Britain’s leading women are in Glasgow this week for the Billie Jean King Cup finals – the self-styled World Cup of women’s tennis featuring 12 teams – for which they have been given a wildcard as host nation.
Judy Murray said Wimbledon should follow other professional athletic pursuits in terms of making the dress code more female-friendly
Today they face Kazakhstan in their opening match at the Emirates Arena, with Anne Keothavong’s squad the outsiders to progress from their three-team group to the semi-finals, especially given the absence of Emma Raducanu, who remains the national No 1.
The management of Raducanu, who is recovering from a sore wrist, played down reports that Harry Kane is playing a mentorship role with her, although the two of them have spoken in recent months. She hopes to be back practising in the middle of the month.
Without her they will have to play above their rankings to upset Spain and the Kazakhs, who can boast Wimbledon champion Elena Rybakina as their No 1 player, likely to take on Harriet Dart on Wednesday.
Rybakina missed out on a place in the year-end WTA Finals which conclude overnight on Monday in Fort Worth, Texas. The event landing there at relatively short notice, it has been blighted by a lack of local interest with sparse crowds inside a 14,000-seat venue.
The issue was highlighted by a protest outside the gates of Wimbledon this summer, which used the slogan ‘Address the dress code’
Hosts the Lawn Tennis Association hope that the numbers will be better in Glasgow, although this week has been hit by the withdrawal of the world No 1 Iga Swiatek, who has declined to play for Poland due to the inexplicably poor organisation of the two events’ dates almost clashing.
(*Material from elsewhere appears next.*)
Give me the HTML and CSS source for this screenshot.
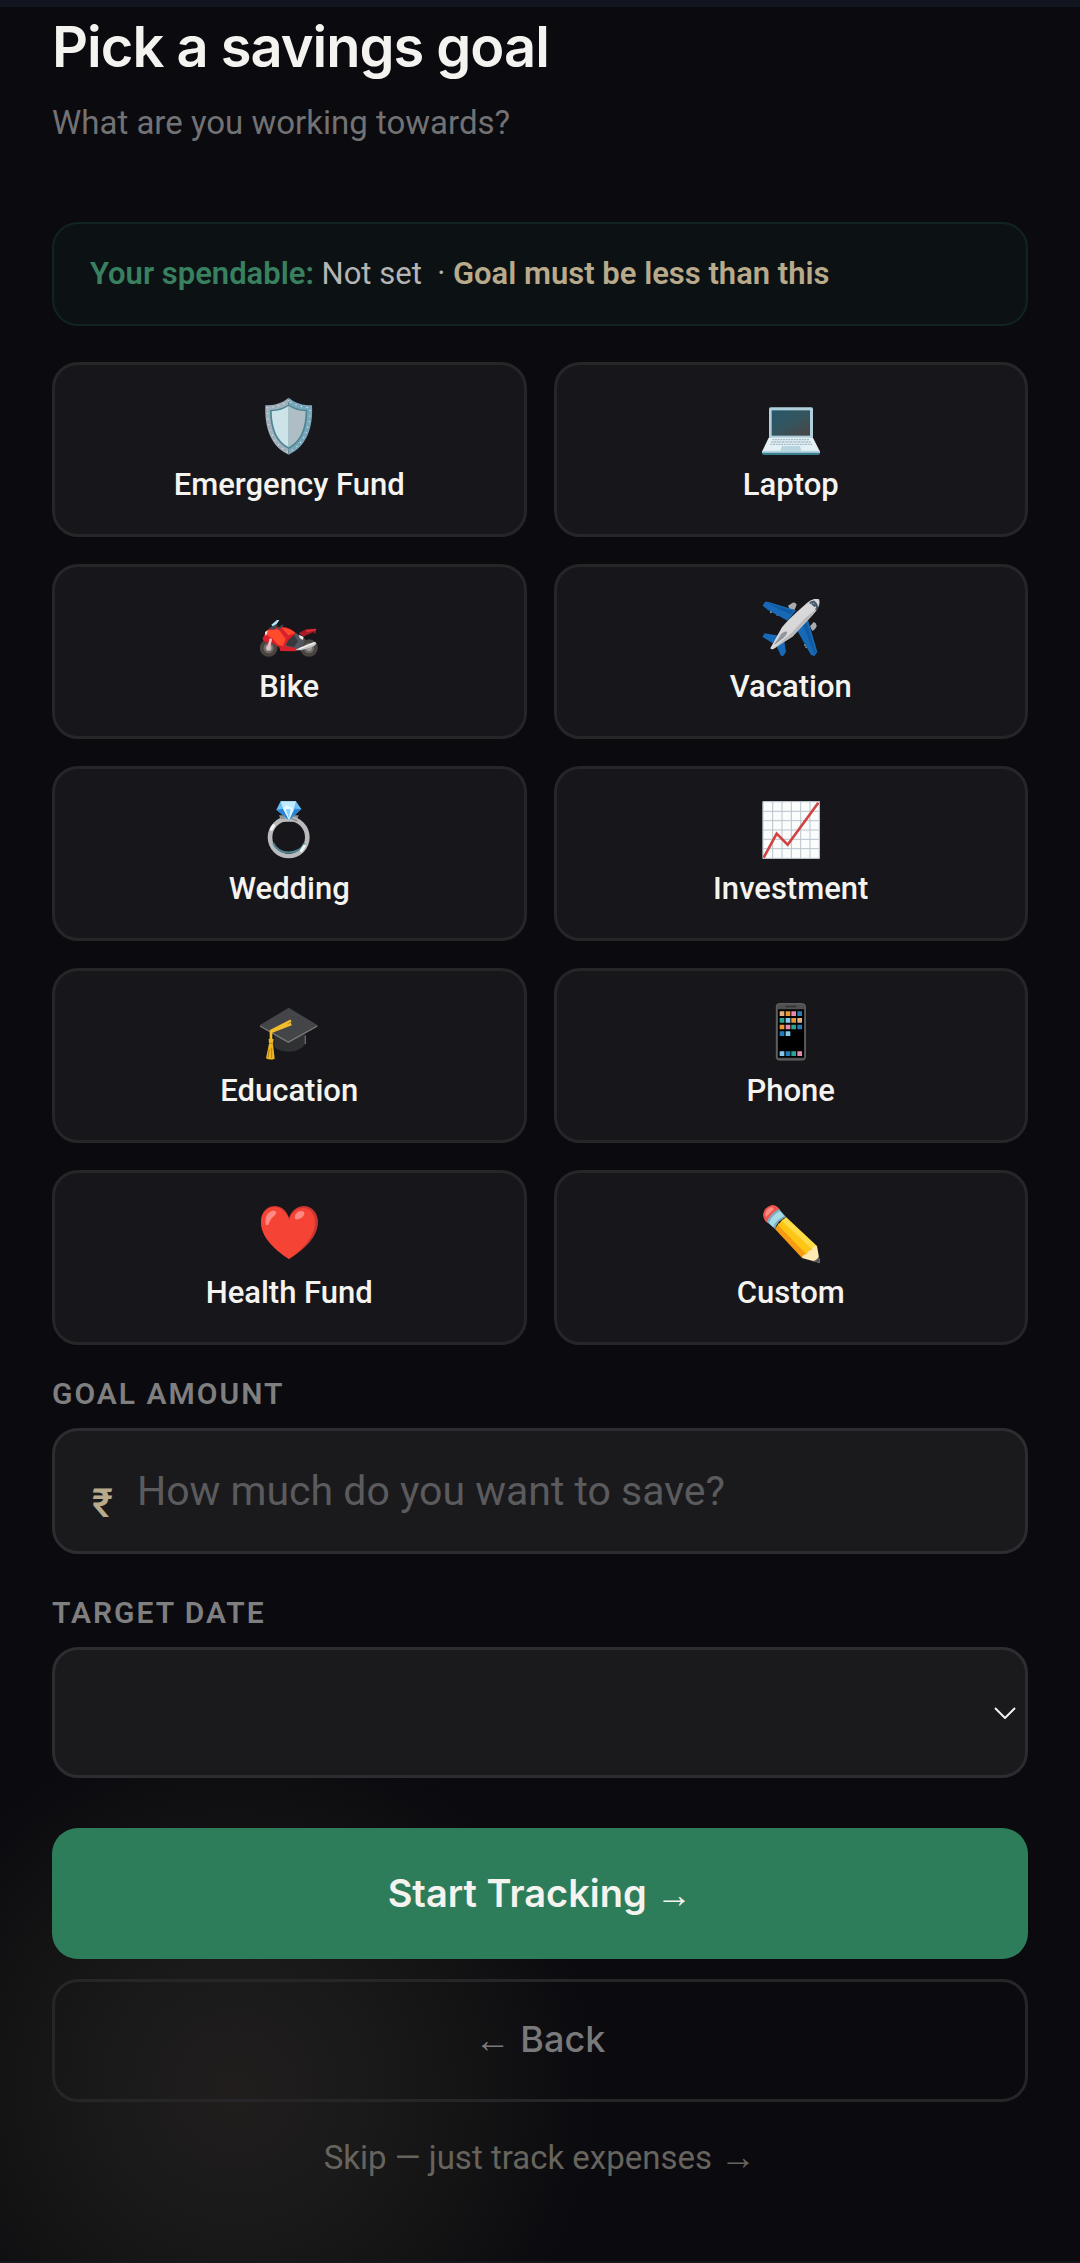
FILE: index.html
```html
<!DOCTYPE html>
<html lang="en">
<head>
<meta charset="utf-8">
<meta name="viewport" content="width=device-width, initial-scale=1">
<title>Pick a savings goal</title>
<link rel="stylesheet" href="styles.css">
</head>
<body>
<main class="page">
  <header class="intro">
    <h1 class="title">Pick a savings goal</h1>
    <p class="subtitle">What are you working towards?</p>
  </header>

  <p class="notice"><strong class="notice-key">Your spendable:</strong> Not set &nbsp;· <strong class="notice-rule">Goal must be less than this</strong></p>

  <form class="goal-form">
    <div class="goals">
      <button type="button" class="goal">
        <svg class="goal-icon" viewBox="182 111 174 174" aria-hidden="true">
          <path fill="#9fb0ba" d="M268 113C250 129 226 136 198 136C195 206 216 261 268 284Z"/>
          <path fill="#79a7ba" d="M268 113C286 129 311 136 338 136C342 206 320 261 268 284Z"/>
          <path fill="none" stroke="#dce7ec" stroke-width="4" stroke-linecap="round" stroke-dasharray="0 17" d="M268 122C248 137 225 142 204 143C203 202 220 252 268 277C316 252 333 202 332 143C311 142 288 137 268 122Z"/>
          <path fill="#4c8593" d="M268 133C252 145 232 150 212 150C212 205 228 248 268 267C308 248 324 205 324 150C304 150 284 145 268 133Z"/>
          <path fill="#cce4e8" d="M268 138C252 149 235 153 217 154C218 204 232 243 268 262Z"/>
          <path fill="#afbec5" d="M268 138C284 149 301 153 319 154C318 204 304 243 268 262Z"/>
        </svg>
        <span>Emergency Fund</span>
      </button>
      <button type="button" class="goal">
        <svg class="goal-icon" viewBox="186 111 174 174" aria-hidden="true">
          <defs><linearGradient id="screen" x1="0" y1="0" x2="1" y2="1"><stop offset="0" stop-color="#28566a"/><stop offset=".45" stop-color="#325660"/><stop offset="1" stop-color="#4b4545"/></linearGradient></defs>
          <rect x="207" y="142" width="132" height="94" rx="5" fill="#b0cfdc"/>
          <rect x="215" y="151" width="115" height="76" fill="url(#screen)"/>
          <path fill="#e5f0f5" d="M206 233H339L360 275H186Z"/>
          <path fill="#3c7f91" d="M186 275H360V280Q359 285 354 285H192Q187 285 186 280Z"/>
          <path fill="#b6d5e1" d="M186 272H360V278H186ZM246 258H300L304 272H241Z"/>
          <path fill="none" stroke="#a5bcc7" stroke-width="4" stroke-dasharray="6 2" d="M217 239H329M214 246H332M211 253H336"/>
        </svg>
        <span>Laptop</span>
      </button>
      <button type="button" class="goal">
        <svg class="goal-icon" viewBox="182 117 174 174" aria-hidden="true">
          <circle cx="208" cy="264" r="21" fill="#6e6965" stroke="#4a4440" stroke-width="11"/>
          <circle cx="329" cy="264" r="21" fill="#6e6965" stroke="#4a4440" stroke-width="11"/>
          <circle cx="208" cy="264" r="9" fill="#b3b3b3"/><circle cx="329" cy="264" r="9" fill="#999"/>
          <path fill="#53565d" d="M248 222L290 219L318 238L306 270L262 270L240 242Z"/>
          <path fill="#37393f" d="M256 244L282 222L296 244L284 261L263 257Z"/>
          <path fill="#a81b29" d="M298 219L321 208L351 206L348 222L342 216L312 230Z"/>
          <path fill="#e02d34" d="M319 210L351 206L349 211L324 217Z"/>
          <path fill="#d81f2b" d="M190 235C189 244 200 249 214 246L240 262L243 273L291 274V265L257 258L268 239L290 220Q276 203 249 200L211 203Q197 218 190 235Z"/>
          <path fill="#ff4a2c" d="M206 211L238 208L259 236L251 259L234 253L219 235L203 226ZM248 204Q270 203 288 219L267 226Z"/>
          <path fill="#3d4a54" d="M209 207L225 192L236 196L224 209ZM235 205L250 193L252 197L238 210Z"/>
          <path fill="#b7e4fa" d="M216 194L233 180H240L232 192L220 199Z"/>
          <path fill="#f2dfd9" d="M197 216L206 210L203 222L198 228Z"/>
          <path stroke="#f5bcc2" stroke-width="8" stroke-linecap="round" d="M214 239L207 266"/>
          <path fill="#c9c9c9" d="M290 268L341 247Q349 244 351 249Q351 256 339 260L305 271H291Z"/>
          <path stroke="#fff" stroke-width="3" d="M300 266L345 249"/>
          <path fill="#eee" d="M299 224L313 231L310 240L301 234Z"/>
        </svg>
        <span>Bike</span>
      </button>
      <button type="button" class="goal">
        <svg class="goal-icon" viewBox="186 117 174 174" aria-hidden="true">
          <path fill="#a9abad" d="M264 137L278 128Q286 126 290 134L284 149H270ZM330 199L341 186Q349 188 350 197Q350 204 337 213Z"/>
          <path stroke="#b3b3b3" stroke-width="5" stroke-linecap="round" d="M213 151V157M232 158V165M250 164V172M311 240L317 242M314 255H321M318 261H325"/>
          <path fill="#1769b5" d="M188 137L195 125L203 125L288 151L263 182L205 151ZM291 211L324 180L352 276L343 288L333 285ZM187 230L194 220L238 227L218 250ZM229 257L252 237L258 276L249 289L243 287Z"/>
          <path fill="#0f5aa3" d="M202 129L280 153L271 163L230 144ZM309 194L319 187L347 276L342 278Z"/>
          <path fill="#d8d8da" d="M215 257L246 202Q264 178 315 134Q340 111 357 118Q364 137 340 163L277 230Q244 250 219 268Q206 269 215 257Z"/>
          <path fill="#b9b9bb" d="M219 268L275 218L316 174L351 145L340 163L277 230Q244 250 219 268Z"/>
          <path fill="#92969a" d="M222 254L244 221Q257 211 261 216Q263 221 249 235L226 253Z"/>
          <path fill="none" stroke="#44586a" stroke-width="6" d="M329 129L341 125Q352 132 351 145L347 149M335 132Q342 132 345 140"/>
        </svg>
        <span>Vacation</span>
      </button>
      <button type="button" class="goal">
        <svg class="goal-icon" viewBox="182 121 174 174" aria-hidden="true">
          <path fill="#929292" d="M239 164H298L290 184H247Z"/>
          <circle cx="268" cy="230" r="56" fill="none" stroke="#b9babb" stroke-width="14"/>
          <path fill="none" stroke="#508391" stroke-width="6" d="M222 247C235 284 301 286 315 247"/>
          <path fill="none" stroke="#909192" stroke-width="5" d="M244 173Q270 167 294 181"/>
          <path fill="none" stroke="#f5f5f5" stroke-width="9" stroke-linecap="round" d="M216 206L223 195M315 256L306 270"/>
          <path fill="#69bef5" d="M244 122H290L306 145L269 179L231 147Z"/>
          <path fill="#2b83d4" d="M231 147L252 144L269 179ZM306 145L286 144L269 179Z"/>
          <path fill="#c1eaff" d="M244 122H290L284 143H251Z"/>
          <path fill="#e6f8ff" d="M251 144L261 134L284 144L269 179Z"/>
          <path fill="#85d2fa" d="M259 146H274L269 174Z"/>
        </svg>
        <span>Wedding</span>
      </button>
      <button type="button" class="goal">
        <svg class="goal-icon" viewBox="186 121 174 174" aria-hidden="true">
          <rect x="188" y="122" width="171" height="172" fill="#fbfcfc"/>
          <path fill="none" stroke="#b9c5cc" stroke-width="3" d="M189 123H358V293H189ZM218 123V293M246 123V293M274 123V293M302 123V293M330 123V293M189 152H358M189 180H358M189 208H358M189 236H358M189 264H358"/>
          <path fill="none" stroke="#cf4444" stroke-width="8" d="M191 291L230 219L263 252L355 126"/>
        </svg>
        <span>Investment</span>
      </button>
      <button type="button" class="goal">
        <svg class="goal-icon" viewBox="182 127 174 174" aria-hidden="true">
          <path fill="#303133" d="M225 220H319V249Q302 273 268 273Q239 273 225 259Z"/>
          <path stroke="#6a6a6a" stroke-width="4" d="M318 225V250"/>
          <path fill="#777" d="M182 193L267 241L354 193V198L267 247L182 198Z"/>
          <path fill="#444548" d="M268 141L354 193L267 242L182 193Z"/>
          <path fill="none" stroke="#f2bd2c" stroke-width="8" stroke-linejoin="round" d="M275 180L215 211V244M276 190L216 213"/>
          <path fill="#eeb724" d="M208 235H223L221 249L226 294Q213 300 200 293L209 249Z"/>
          <path stroke="#b78212" stroke-width="3" d="M209 248H222M210 265L206 291M217 261V292"/>
        </svg>
        <span>Education</span>
      </button>
      <button type="button" class="goal">
        <svg class="goal-icon" viewBox="186 127 174 174" aria-hidden="true">
          <rect x="229" y="129" width="87" height="169" rx="8" fill="#505050" stroke="#666" stroke-width="3"/>
          <path fill="#343434" d="M257 135H289V140H257Z"/>
          <path fill="#000" d="M234 146H312V291H234Z"/>
          <path fill="#e1b47e" d="M239 152h14v14h-14zM292 172h14v14h-14z"/>
          <path fill="#ed9833" d="M257 152h14v14h-14zM274 172h14v14h-14zM239 192h14v14h-14z"/>
          <path fill="#e58ab2" d="M274 152h14v14h-14zM257 192h14v14h-14zM292 272h14v14h-14z"/>
          <path fill="#237db8" d="M292 152h14v14h-14zM292 192h14v14h-14zM239 212h14v14h-14zM257 272h14v14h-14z"/>
          <path fill="#2ba690" d="M239 172h14v14h-14zM274 192h14v14h-14zM274 272h14v14h-14z"/>
          <path fill="#85c9ea" d="M257 172h14v14h-14zM257 212h14v14h-14zM239 272h14v14h-14z"/>
        </svg>
        <span>Phone</span>
      </button>
      <button type="button" class="goal">
        <svg class="goal-icon" viewBox="0 0 58 58" aria-hidden="true">
          <path fill="#c63531" d="M29 54C15 45 1 32 1 17C1 7 7 1 15 1C22 1 27 6 29 13C31 6 37 1 44 1C52 1 58 8 58 17C58 32 44 45 29 54Z"/>
          <path fill="#f54335" d="M29 54C15 45 1 32 1 17C1 8 7 2 14 2C22 2 27 8 29 15C31 8 36 3 43 3C50 3 55 9 55 17C55 32 42 45 29 54Z"/>
          <path fill="#ff8983" d="M6 20C4 14 7 7 12 6C16 5 18 8 14 11C10 14 9 19 8 20ZM35 14C34 9 38 6 41 6C46 6 45 11 41 13C39 14 37 15 35 14Z"/>
        </svg>
        <span>Health Fund</span>
      </button>
      <button type="button" class="goal">
        <svg class="goal-icon" viewBox="0 0 58 58" aria-hidden="true">
          <path fill="#ef5350" d="M1 10Q2 2 10 0Q15 0 18 5L7 18Q2 17 1 10Z"/>
          <path fill="#ff8a80" d="M3 9Q5 3 10 2L12 4L4 12Z"/>
          <path fill="#82aebc" d="M5 17Q8 8 17 4L24 12Q15 16 13 24Z"/>
          <path fill="#a5dce8" d="M7 18Q10 10 18 6L22 11Q14 15 11 22Z"/>
          <path fill="#f59c12" d="M13 24L17 18L46 48L40 53Z"/>
          <path fill="#ffc515" d="M16 20L21 14L52 43L45 50Z"/>
          <path fill="#ffdc48" d="M20 16L24 12L55 41L51 45Z"/>
          <path fill="#ffe8b2" d="M40 53Q41 49 45 49Q46 45 50 45Q50 41 55 41L58 58Z"/>
          <path fill="#55565a" d="M57 51L58 58L50 56Q55 56 57 51Z"/>
        </svg>
        <span>Custom</span>
      </button>
    </div>

    <div class="field">
      <label class="label" for="amount">GOAL AMOUNT</label>
      <div class="control">
        <span class="currency">₹</span>
        <input class="amount" id="amount" type="text" inputmode="numeric" placeholder="How much do you want to save?">
      </div>
    </div>

    <div class="field field-date">
      <label class="label" for="target">TARGET DATE</label>
      <div class="control control-select">
        <select class="date" id="target"><option value=""></option></select>
        <svg class="chevron" viewBox="0 0 22 12" aria-hidden="true"><path d="M1 1L11 11L21 1"/></svg>
      </div>
    </div>

    <div class="actions">
      <button type="submit" class="btn btn-primary">Start Tracking <span class="arrow">→</span></button>
      <button type="button" class="btn btn-back"><span class="arrow">←</span> Back</button>
      <button type="button" class="btn btn-skip">Skip — just track expenses <span class="arrow">→</span></button>
    </div>
  </form>
</main>
</body>
</html>
```

FILE: styles.css
```css
*, *::before, *::after { box-sizing: border-box; }

body {
  margin: 0;
  background: #0a0a0f;
  color: #f5f3ef;
  font-family: Roboto, "Noto Sans", sans-serif;
}

.page {
  min-height: 100vh;
  padding: 8px 52px 80px;
  border-top: 7px solid #10151f;
  border-bottom: 2px solid #17161d;
  background: radial-gradient(circle 370px at 235px calc(100% - 171px), #211d1d 0, #1a1a1b 34%, #131314 66%, #0a0a0f 100%);
}

.title {
  margin: 0;
  font-family: Inter, sans-serif;
  font-size: 56px;
  font-weight: 600;
  line-height: 64px;
  letter-spacing: -1px;
}

.subtitle {
  margin: 24px 0 0;
  color: #727274;
  font-size: 33px;
  line-height: 40px;
}

.notice {
  margin: 79px 0 36px;
  padding: 32px 36px;
  border: 2px solid #11241f;
  border-radius: 26px;
  background: #0c1214;
  color: #b5b5b6;
  font-size: 31px;
  line-height: 36px;
}

.notice-key { color: #38805f; font-weight: 600; }
.notice-rule { color: #b9aa8b; font-weight: 600; }

.goals {
  display: grid;
  grid-template-columns: 1fr 1fr;
  gap: 27px;
}

.goal {
  display: flex;
  flex-direction: column;
  align-items: center;
  gap: 12px;
  padding: 32px 16px;
  border: 3px solid #262629;
  border-radius: 26px;
  background: #17171b;
  color: #f5f3ef;
  font: 500 31px/35px Roboto, sans-serif;
}

.goal-icon { width: 58px; height: 58px; }

.field { margin-top: 31px; }
.field-date { margin-top: 41px; }

.label {
  display: block;
  margin-bottom: 16px;
  color: #7f7f80;
  font-size: 30px;
  font-weight: 600;
  line-height: 36px;
  letter-spacing: 2px;
}

.control {
  display: flex;
  align-items: center;
  border: 3px solid #2d2d31;
  border-radius: 26px;
  background: #1a1a1d;
}

.currency {
  padding: 30px 0 4px 37px;
  color: #b9aa8b;
  font-size: 40px;
  font-weight: 500;
  line-height: 44px;
}

.amount {
  flex: 1;
  min-width: 0;
  height: 120px;
  padding: 0 36px 0 24px;
  border: 0;
  outline: 0;
  background: none;
  color: #f5f3ef;
  font: 41px/48px Roboto, sans-serif;
}

.amount::placeholder { color: #5b5b5d; opacity: 1; }

.control-select { display: grid; }

.date,
.chevron { grid-area: 1 / 1; }

.date {
  width: 100%;
  height: 125px;
  padding: 0 48px 0 36px;
  border: 0;
  background: none;
  color: #f5f3ef;
  font: 41px/48px Roboto, sans-serif;
  appearance: none;
}

.chevron {
  justify-self: end;
  width: 22px;
  height: 12px;
  margin-right: 9px;
  fill: none;
  stroke: #f0f0f0;
  stroke-width: 2;
  pointer-events: none;
}

.actions {
  display: flex;
  flex-direction: column;
  gap: 20px;
  margin-top: 50px;
}

.btn {
  border: 0;
  border-radius: 26px;
  background: none;
  font-family: Inter, sans-serif;
}

.btn-primary {
  padding: 41px 24px 42px;
  background: #2d7d5a;
  color: #f5f3ef;
  font-size: 38px;
  font-weight: 600;
  line-height: 48px;
}

.btn-back {
  padding: 34px 24px 37px;
  border: 3px solid #262629;
  color: #79797b;
  font-size: 36px;
  font-weight: 500;
  line-height: 46px;
}

.btn-skip {
  margin-top: 16px;
  padding: 0;
  color: #66645d;
  font-family: Roboto, sans-serif;
  font-size: 33px;
  line-height: 40px;
}

.arrow {
  font-family: "Liberation Sans", sans-serif;
  font-size: 36px;
  line-height: 1;
}
```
The highest ranked player on view is America’s Coco Gauff, whose solid progress this year now sees her as world No 4. She was yesterday hotfooting it from Texas after a disappointing showing in the finals.
Great Britain will struggle, on paper, in the company of a healthy smattering of top 20 players. However Katie Boulter, the likely No 2, beat her opposite number on Tuesday, Yulia Putintseva, when the two teams met in the same competition at London’s Copper Box in 2019.
Captain Anne Keothavong remains optimistic, saying: ‘It’s just a different dynamic when you come into this kind of competition from what you would experience on a weekly basis and hopefully they all feel well supported. They will feel the love and the fact that we’re playing in front of our home crowd should help lift them when they’re out there in the heat of battle.’